Playing around with suffix arrays and binary search functions was fun, but when we used them in combination with the Brown Corpus, they turned out to be far too slow to find the frequency of a word. In the previous post, I gave two possible reasons:

  • building a suffix array of one million words takes time
  • the binary search is slower than we think when used to find the frequency of a word.

So I did some profiling and put the results in a pdf. saCompare is a memory hog with enormous demands on memory, so building a suffix array is not always a good idea. On the other hand, the binary frequency function performs quite well, so no worries there.
The only solution to the speed problem of building suffix arrays is saving them somewhere and then do a binary search on them, although the files will easily turn out to be a few gigabytes big. And every time something changes, you have to build a new suffix array and save it somewhere.

Instead, I went back to the linear frequency function (basically length . filter (==searchString) $ corpus) and built a few functions around it. The biGram function became an nGram function, which allows us to build a list of n-grams:

nGrams :: Int -> [String] -> [[String]]
nGrams n [] = []
nGrams n xs = take n xs : nGrams n (tail xs)

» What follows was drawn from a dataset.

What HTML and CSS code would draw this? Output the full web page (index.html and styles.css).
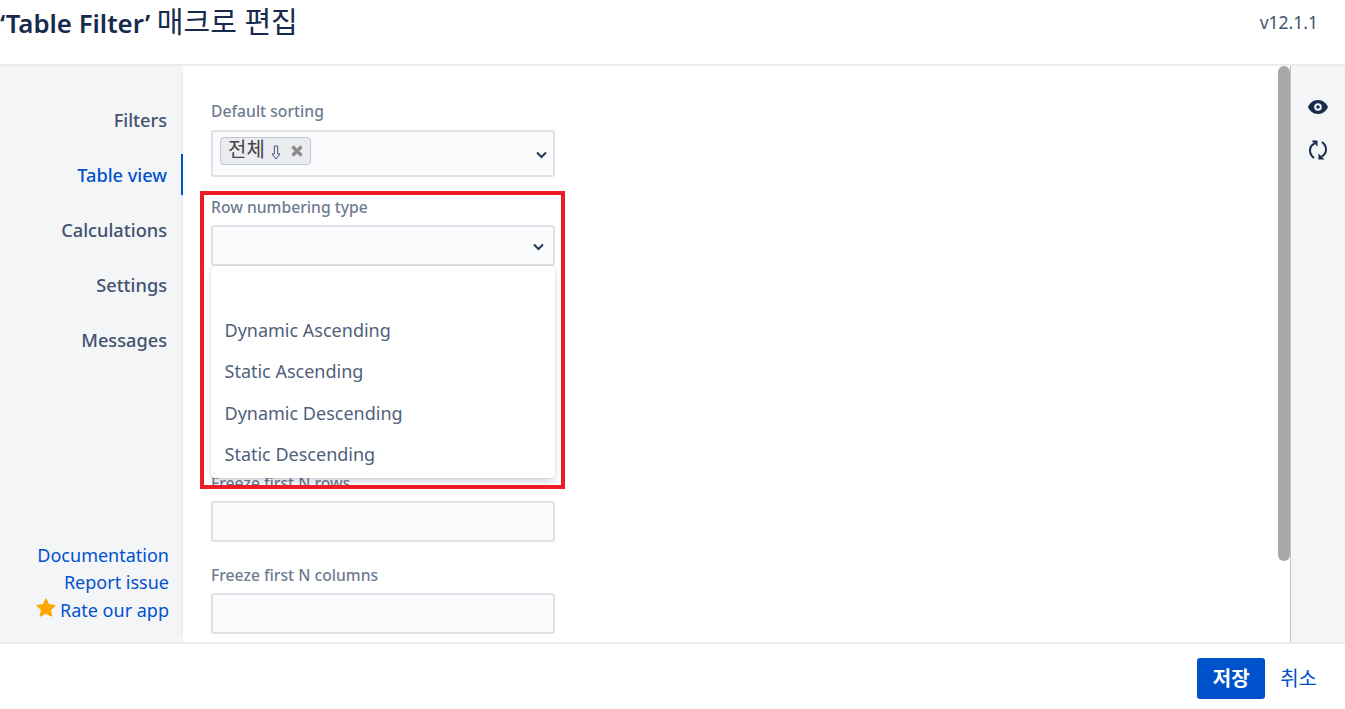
FILE: index.html
```html
<!DOCTYPE html>
<html lang="ko">
<head>
<meta charset="utf-8">
<title>Table Filter</title>
<link rel="stylesheet" href="styles.css">
</head>
<body>
<div class="app">
  <header class="head">
    <h1 class="title"><span class="title-strong">‘Table Filter’</span> <span class="title-ko">매크로 편집</span></h1>
    <span class="version">v12.1.1</span>
  </header>
  <div class="body">
    <aside class="side">
      <div class="side-inner">
        <nav class="nav">
          <a class="nav-item">Filters</a>
          <a class="nav-item active">Table view</a>
          <a class="nav-item">Calculations</a>
          <a class="nav-item">Settings</a>
          <a class="nav-item">Messages</a>
        </nav>
        <div class="links">
          <a class="link">Documentation</a>
          <a class="link">Report issue</a>
          <a class="link"><svg class="star" viewBox="0 0 20 20"><path d="M10 1.200l2.700 5.600 6.100.8-4.500 4.200 1.200 6.100L10 15l-5.500 2.900 1.200-6.100L1.200 7.600l6.100-.8z" fill="#ffa500" stroke="#ffa500" stroke-width="1.400" stroke-linejoin="round"/></svg>Rate our app</a>
        </div>
      </div>
    </aside>
    <main class="main">
      <form class="form">
        <div class="field first">
          <label class="label">Default sorting</label>
          <div class="control tall">
            <span class="tag"><span class="tag-text">전체</span><svg class="tag-arrow" viewBox="0 0 10 15"><path d="M3.300 1h3.400v8h2.300L5 14 1 9h2.300z" fill="none" stroke="#42526e" stroke-width="1"/></svg><svg class="tag-x" viewBox="0 0 12 12"><path d="M1.500 1.500l9 9M10.500 1.500l-9 9" stroke="#8a8a8a" stroke-width="3.200"/></svg></span>
            <svg class="chev" viewBox="0 0 12 8"><path d="M1.500 1.500L6 6l4.500-4.500" fill="none" stroke="#253858" stroke-width="2"/></svg>
          </div>
        </div>
        <div class="field row-type">
          <label class="label">Row numbering type</label>
          <div class="control">
            <svg class="chev chev-open" viewBox="0 0 12 8"><path d="M1.500 1.500L6 6l4.500-4.500" fill="none" stroke="#253858" stroke-width="2"/></svg>
          </div>
          <ul class="menu">
            <li class="opt blank"></li>
            <li class="opt">Dynamic Ascending</li>
            <li class="opt">Static Ascending</li>
            <li class="opt">Dynamic Descending</li>
            <li class="opt">Static Descending</li>
          </ul>
          <div class="highlight"></div>
        </div>
        <div class="field freeze-rows">
          <label class="label">Freeze first N rows</label>
          <div class="control"></div>
        </div>
        <div class="field freeze-cols">
          <label class="label">Freeze first N columns</label>
          <div class="control"></div>
        </div>
      </form>
    </main>
    <div class="scroll"><div class="thumb"></div></div>
    <aside class="tools">
      <svg class="tool eye" viewBox="0 0 22 16"><path fill-rule="evenodd" fill="#172b4d" d="M11 1c5 0 8.700 3.600 10 7-1.300 3.400-5 7-10 7S2.300 11.400 1 8c1.300-3.400 5-7 10-7zm0 3.200A3.800 3.800 0 1 0 11 11.800 3.800 3.800 0 0 0 11 4.200zM11 6.200a1.800 1.800 0 1 1 0 3.600 1.800 1.800 0 0 1 0-3.600z"/></svg>
      <svg class="tool sync" viewBox="0 0 22 22"><path d="M7.500 4.500C4.500 6 3 8.500 3 11.500c0 3 1.500 5.500 4 7.500M14.500 17.500c3-1.500 4.500-4 4.500-7 0-3-1.500-5.500-4-7.500" fill="none" stroke="#172b4d" stroke-width="2"/><path d="M4.500 1.500h6v6zM17.500 20.500h-6v-6z" fill="#172b4d"/></svg>
    </aside>
  </div>
  <footer class="foot">
    <button class="save" type="button">저장</button>
    <a class="cancel">취소</a>
  </footer>
</div>
</body>
</html>
```
FILE: styles.css
```css
* { box-sizing: border-box; }
html, body { margin: 0; height: 100%; overflow: hidden; background: #fff; }
body { font-family: "Noto Sans", "Noto Sans CJK KR", sans-serif; color: #172b4d; }
.app { height: 709px; display: flex; flex-direction: column; }

.head { height: 66px; flex: none; border-bottom: 2px solid #ebecf0; display: flex; justify-content: space-between; padding: 4px 27px 0 0; }
.title { margin: 0; font-size: 25.800px; line-height: 36px; font-weight: 400; color: #172b4d; }
.title-strong { font-weight: 600; }
.title-ko { font-size: 29px; }
.version { font-size: 17.500px; line-height: 36px; color: #42526e; }

.body { flex: 1; min-height: 0; display: flex; }

.side { width: 183px; flex: none; background: #f4f5f7; padding: 6px 0 7px; display: flex; }
.side-inner { flex: 1; min-width: 0; border-right: 2px solid #ebecf0; display: flex; flex-direction: column; justify-content: space-between; padding-bottom: 11px; }
.nav { display: flex; flex-direction: column; gap: 14px; padding-top: 27px; }
.nav-item { height: 41px; line-height: 43px; padding-right: 14px; text-align: right; font-size: 18.200px; font-weight: 500; color: #42526e; }
.nav-item.active { color: #0052cc; border-right: 2px solid #0052cc; margin-right: -2px; }
.links { display: flex; flex-direction: column; align-items: flex-end; padding-right: 12px; }
.link { font-size: 18px; line-height: 27.500px; color: #0052cc; display: flex; align-items: center; }
.star { width: 20px; height: 20px; margin-right: 4px; margin-top: -4px; }

.main { flex: 1; min-width: 0; overflow: hidden; padding-left: 28px; }
.form { width: 344px; display: flex; flex-direction: column; padding-top: 35px; }
.field { position: relative; }
.label { display: block; font-size: 15.700px; line-height: 20px; font-weight: 500; color: #6f7b91; margin-bottom: 8px; }
.first .label { margin-bottom: 9px; }
.control { height: 41px; background: #fafbfc; border: 2px solid #dfe1e6; border-radius: 3px; position: relative; display: flex; align-items: center; padding-left: 7px; }
.control.tall { height: 47px; align-items: flex-start; padding-top: 5px; }
.row-type { margin-top: 20px; }
.freeze-rows { margin-top: 207px; }
.freeze-cols { margin-top: 23px; }
.chev { position: absolute; right: 5px; top: 50%; width: 13px; height: 8px; margin-top: -3px; }
.chev-open { right: 8px; }

.tag { display: inline-flex; align-items: center; height: 28px; padding: 0 7px 0 7px; background: #ebecf0; border: 1px solid #c1c7d0; border-radius: 4px; }
.tag-text { font-size: 20px; line-height: 24px; color: #444; margin-top: -3px; }
.tag-arrow { width: 10px; height: 15px; margin-left: 6px; margin-top: 2px; }
.tag-x { width: 12px; height: 12px; margin-left: 10px; }

.menu { position: absolute; left: 0; top: 69px; width: 344px; height: 212px; margin: 0; padding: 0; list-style: none; background: #fff; border-radius: 4px; box-shadow: 0 4px 8px -2px rgba(9,30,66,.25), 0 0 1px rgba(9,30,66,.31); z-index: 2; }
.opt { height: 41.330px; line-height: 41px; padding-left: 13.500px; font-size: 18px; color: #505f7b; }
.opt.blank { height: 44px; }
.highlight { position: absolute; left: -11px; top: -6px; width: 365px; height: 298px; border: 4px solid #ed1c24; z-index: 3; pointer-events: none; }

.scroll { width: 12px; flex: none; }
.thumb { height: 495px; background: #a8a8a8; border-radius: 6px; }
.tools { width: 55px; flex: none; background: #f4f5f7; border-left: 1px solid #c1c1c1; display: flex; flex-direction: column; align-items: center; padding-top: 33px; }
.tool.eye { width: 22px; height: 16px; }
.tool.sync { width: 22px; height: 22px; margin-top: 24px; }

.foot { height: 67px; flex: none; border-top: 2px solid #ebecf0; display: flex; align-items: flex-start; justify-content: flex-end; padding: 14px 28px 0 0; gap: 15px; }
.save { width: 68px; height: 41px; border: 0; border-radius: 3px; background: #0052cc; color: #fff; font: 700 20px/41px "Noto Sans", "Noto Sans CJK KR", sans-serif; padding: 0; }
.cancel { font-size: 20px; line-height: 41px; color: #0052cc; }
```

When I want to search for “vice president”, I create a list of bigrams and then search it. And if I’m looking for “the vice president”, I create a list of trigrams etc. In the end, this is faster than building a suffix array:

>time ./brown6 freq “a veteran jackson county legislator will ask the georgia house” brown.txt
Frequency “a”: 22851
Frequency “veteran”: 27
Frequency “jackson”: 34
Frequency “county”: 153
Frequency “legislator”: 7
Frequency “will”: 2221
Frequency “ask”: 121
Frequency “the”: 69174
Frequency “georgia”: 43
Frequency “house”: 575
Frequency “a veteran jackson county legislator will ask the georgia house”: 1
real 0m4.512s
user 0m4.317s
sys 0m0.193s

Of course, suffix arrays could be useful for other things, such as finding the most frequent n-gram in corpus. That’s what I’ll be trying next.